[start]

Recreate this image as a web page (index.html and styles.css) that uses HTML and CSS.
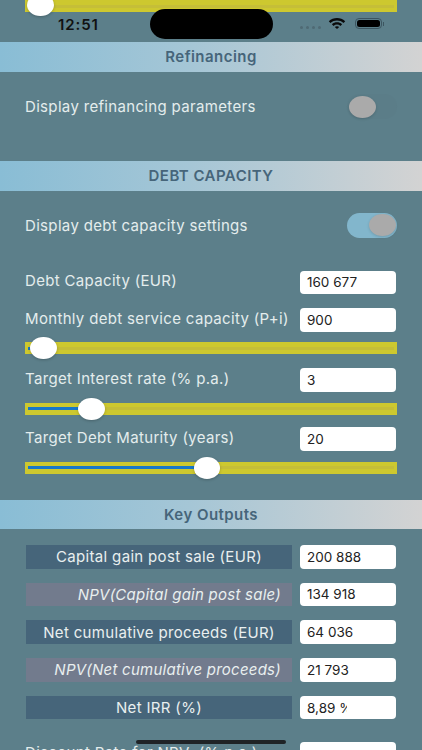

[end]
[start]

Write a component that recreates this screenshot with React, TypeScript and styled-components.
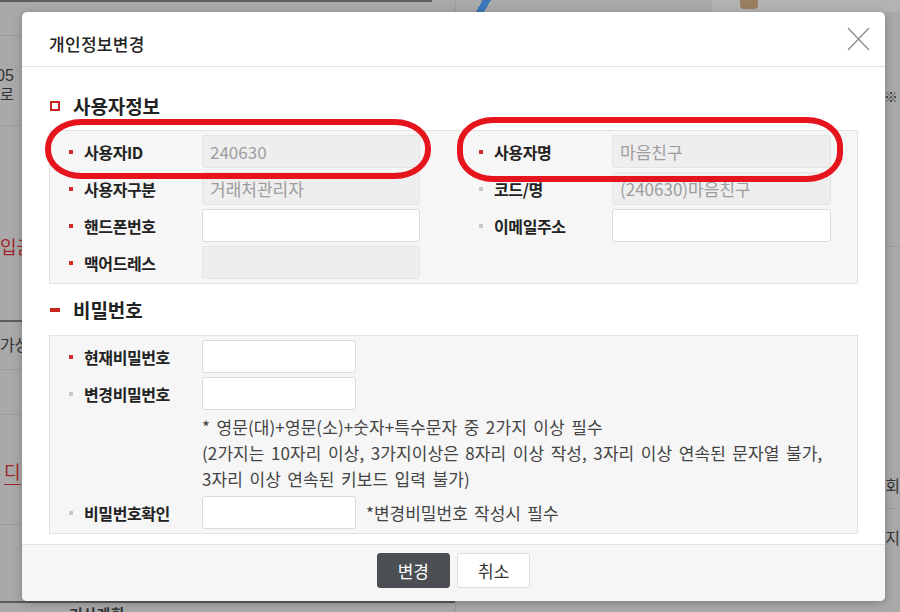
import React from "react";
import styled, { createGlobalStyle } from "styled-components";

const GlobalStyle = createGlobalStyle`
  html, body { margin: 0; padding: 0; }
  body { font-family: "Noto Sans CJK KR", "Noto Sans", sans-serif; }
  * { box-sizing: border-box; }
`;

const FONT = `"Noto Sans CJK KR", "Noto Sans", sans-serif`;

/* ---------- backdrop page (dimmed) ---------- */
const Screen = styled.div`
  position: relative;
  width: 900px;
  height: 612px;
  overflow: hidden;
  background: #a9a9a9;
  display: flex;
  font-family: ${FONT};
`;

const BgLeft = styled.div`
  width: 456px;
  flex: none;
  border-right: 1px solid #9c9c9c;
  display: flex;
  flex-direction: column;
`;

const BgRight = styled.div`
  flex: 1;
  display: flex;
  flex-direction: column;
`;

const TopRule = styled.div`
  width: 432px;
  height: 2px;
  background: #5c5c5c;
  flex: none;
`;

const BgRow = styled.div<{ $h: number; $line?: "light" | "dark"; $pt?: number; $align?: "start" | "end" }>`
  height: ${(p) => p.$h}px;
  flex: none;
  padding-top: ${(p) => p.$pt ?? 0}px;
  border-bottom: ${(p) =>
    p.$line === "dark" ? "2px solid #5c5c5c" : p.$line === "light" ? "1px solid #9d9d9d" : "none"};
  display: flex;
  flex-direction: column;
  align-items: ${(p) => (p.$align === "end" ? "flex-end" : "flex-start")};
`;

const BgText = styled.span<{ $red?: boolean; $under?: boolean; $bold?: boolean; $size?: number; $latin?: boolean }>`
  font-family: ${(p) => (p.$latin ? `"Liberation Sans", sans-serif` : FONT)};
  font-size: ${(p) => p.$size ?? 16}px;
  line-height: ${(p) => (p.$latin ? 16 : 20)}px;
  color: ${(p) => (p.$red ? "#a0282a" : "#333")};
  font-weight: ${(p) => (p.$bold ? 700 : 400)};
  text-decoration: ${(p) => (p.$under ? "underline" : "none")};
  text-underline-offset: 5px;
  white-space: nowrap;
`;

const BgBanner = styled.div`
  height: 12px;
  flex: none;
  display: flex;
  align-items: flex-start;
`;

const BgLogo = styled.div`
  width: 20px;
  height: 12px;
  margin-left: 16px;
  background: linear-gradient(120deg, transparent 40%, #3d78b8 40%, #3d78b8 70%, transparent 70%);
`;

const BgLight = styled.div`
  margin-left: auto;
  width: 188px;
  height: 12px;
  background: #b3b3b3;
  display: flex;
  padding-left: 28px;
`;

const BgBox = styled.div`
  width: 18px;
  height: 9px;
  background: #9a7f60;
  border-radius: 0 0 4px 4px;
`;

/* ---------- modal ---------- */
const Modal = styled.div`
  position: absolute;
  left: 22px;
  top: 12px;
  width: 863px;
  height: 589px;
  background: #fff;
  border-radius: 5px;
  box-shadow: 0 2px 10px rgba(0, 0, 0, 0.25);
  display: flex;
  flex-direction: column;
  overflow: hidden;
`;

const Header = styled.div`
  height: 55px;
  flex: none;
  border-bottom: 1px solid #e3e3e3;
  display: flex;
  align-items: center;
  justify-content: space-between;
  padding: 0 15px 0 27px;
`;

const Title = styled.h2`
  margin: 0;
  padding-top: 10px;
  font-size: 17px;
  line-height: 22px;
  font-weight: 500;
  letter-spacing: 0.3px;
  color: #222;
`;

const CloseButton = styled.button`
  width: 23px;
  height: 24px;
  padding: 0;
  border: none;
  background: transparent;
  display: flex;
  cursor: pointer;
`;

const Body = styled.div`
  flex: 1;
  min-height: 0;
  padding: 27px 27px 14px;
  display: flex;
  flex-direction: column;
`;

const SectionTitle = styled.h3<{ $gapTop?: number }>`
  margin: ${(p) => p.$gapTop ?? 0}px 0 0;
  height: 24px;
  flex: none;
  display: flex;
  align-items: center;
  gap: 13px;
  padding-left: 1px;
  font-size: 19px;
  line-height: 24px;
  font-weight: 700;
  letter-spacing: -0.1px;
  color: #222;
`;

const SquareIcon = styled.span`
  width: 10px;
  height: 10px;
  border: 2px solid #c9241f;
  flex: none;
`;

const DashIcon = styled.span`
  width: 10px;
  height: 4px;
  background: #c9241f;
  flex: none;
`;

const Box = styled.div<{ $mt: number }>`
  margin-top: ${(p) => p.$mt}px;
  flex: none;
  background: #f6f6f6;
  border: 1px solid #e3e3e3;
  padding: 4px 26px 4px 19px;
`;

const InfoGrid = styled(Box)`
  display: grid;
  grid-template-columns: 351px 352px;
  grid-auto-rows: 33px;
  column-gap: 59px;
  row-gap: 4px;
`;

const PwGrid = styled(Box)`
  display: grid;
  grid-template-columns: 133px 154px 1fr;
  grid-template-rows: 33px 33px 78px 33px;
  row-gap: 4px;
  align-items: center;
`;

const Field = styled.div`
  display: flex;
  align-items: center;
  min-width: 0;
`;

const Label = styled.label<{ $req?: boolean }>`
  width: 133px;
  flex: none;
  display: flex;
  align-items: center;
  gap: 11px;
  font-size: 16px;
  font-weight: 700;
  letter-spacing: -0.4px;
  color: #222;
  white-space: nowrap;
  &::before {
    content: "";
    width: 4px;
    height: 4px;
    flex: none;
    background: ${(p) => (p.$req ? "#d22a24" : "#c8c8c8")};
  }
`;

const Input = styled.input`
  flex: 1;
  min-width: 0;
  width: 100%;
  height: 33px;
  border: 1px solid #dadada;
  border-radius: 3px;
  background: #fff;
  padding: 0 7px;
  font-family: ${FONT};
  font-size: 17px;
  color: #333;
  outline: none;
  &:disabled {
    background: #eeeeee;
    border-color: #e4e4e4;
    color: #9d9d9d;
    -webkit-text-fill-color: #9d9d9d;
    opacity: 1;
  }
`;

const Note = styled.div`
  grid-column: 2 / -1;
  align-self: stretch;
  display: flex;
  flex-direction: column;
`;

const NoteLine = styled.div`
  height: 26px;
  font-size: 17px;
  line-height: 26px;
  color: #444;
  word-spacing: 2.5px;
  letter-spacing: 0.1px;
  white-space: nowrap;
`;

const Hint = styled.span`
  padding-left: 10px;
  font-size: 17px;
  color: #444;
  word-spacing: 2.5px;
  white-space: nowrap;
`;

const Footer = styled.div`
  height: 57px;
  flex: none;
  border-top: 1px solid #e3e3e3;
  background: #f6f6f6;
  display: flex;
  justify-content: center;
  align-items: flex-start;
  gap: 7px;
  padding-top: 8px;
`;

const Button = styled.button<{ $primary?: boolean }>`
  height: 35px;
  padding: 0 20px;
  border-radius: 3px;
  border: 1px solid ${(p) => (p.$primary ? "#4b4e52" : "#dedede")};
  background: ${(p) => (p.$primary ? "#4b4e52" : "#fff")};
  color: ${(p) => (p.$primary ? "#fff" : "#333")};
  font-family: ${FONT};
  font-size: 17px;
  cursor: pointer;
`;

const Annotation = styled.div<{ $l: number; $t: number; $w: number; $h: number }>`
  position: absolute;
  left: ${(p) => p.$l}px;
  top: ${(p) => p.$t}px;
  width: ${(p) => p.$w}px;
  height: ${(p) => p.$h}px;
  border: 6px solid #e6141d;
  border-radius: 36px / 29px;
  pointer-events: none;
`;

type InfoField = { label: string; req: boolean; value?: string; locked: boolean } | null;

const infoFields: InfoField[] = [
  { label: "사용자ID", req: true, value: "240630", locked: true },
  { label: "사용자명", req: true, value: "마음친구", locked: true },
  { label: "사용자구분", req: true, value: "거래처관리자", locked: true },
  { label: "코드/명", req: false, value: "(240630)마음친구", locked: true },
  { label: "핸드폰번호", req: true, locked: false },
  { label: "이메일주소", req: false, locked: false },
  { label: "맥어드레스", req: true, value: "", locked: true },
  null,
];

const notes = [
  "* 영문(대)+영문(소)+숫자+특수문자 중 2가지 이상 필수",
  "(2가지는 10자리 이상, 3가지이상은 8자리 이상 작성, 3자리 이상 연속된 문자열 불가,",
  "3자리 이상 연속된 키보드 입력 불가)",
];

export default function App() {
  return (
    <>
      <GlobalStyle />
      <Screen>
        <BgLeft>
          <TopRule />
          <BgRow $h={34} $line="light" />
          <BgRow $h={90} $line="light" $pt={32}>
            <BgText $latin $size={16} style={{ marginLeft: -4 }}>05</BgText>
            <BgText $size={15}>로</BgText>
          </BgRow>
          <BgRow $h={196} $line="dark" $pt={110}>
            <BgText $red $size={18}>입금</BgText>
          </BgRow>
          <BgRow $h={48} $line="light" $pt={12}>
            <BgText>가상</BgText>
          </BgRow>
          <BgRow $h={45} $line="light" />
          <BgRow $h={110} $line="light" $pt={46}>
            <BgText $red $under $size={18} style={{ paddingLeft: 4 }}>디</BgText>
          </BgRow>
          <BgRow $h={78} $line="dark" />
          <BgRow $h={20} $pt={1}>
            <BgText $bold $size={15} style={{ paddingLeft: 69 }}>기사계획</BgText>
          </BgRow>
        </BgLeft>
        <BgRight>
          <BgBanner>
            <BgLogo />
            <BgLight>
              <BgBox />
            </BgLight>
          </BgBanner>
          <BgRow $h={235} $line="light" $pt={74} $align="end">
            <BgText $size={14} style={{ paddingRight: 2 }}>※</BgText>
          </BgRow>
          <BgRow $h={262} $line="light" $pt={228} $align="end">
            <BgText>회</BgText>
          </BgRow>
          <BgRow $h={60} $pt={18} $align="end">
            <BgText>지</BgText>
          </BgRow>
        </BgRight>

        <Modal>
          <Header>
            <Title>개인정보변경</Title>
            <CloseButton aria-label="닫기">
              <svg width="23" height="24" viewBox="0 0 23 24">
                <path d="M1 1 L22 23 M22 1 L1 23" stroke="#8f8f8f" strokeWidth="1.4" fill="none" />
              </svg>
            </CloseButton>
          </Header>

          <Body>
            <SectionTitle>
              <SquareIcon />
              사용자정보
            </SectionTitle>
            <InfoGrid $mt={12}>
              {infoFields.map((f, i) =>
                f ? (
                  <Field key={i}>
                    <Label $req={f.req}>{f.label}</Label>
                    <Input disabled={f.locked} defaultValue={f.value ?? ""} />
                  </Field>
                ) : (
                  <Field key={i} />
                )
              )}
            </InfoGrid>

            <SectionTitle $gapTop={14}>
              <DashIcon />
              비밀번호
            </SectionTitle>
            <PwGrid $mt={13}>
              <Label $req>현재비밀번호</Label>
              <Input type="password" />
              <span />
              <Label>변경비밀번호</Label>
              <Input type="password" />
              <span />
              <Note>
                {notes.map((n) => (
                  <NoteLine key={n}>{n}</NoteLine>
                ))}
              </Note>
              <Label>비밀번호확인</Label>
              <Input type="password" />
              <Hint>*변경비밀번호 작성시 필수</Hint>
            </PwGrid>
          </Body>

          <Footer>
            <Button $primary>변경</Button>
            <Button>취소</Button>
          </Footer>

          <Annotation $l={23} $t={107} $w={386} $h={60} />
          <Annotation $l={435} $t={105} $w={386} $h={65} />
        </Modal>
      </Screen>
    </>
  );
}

[end]

- [PROMPT]
Which lines hold the word "that"? Copy all of them.

- [SOLUTION BELOW]
Recreate this image as a web page (index.html and styles.css) that uses HTML and CSS.
Write a component that recreates this screenshot with React, TypeScript and styled-components.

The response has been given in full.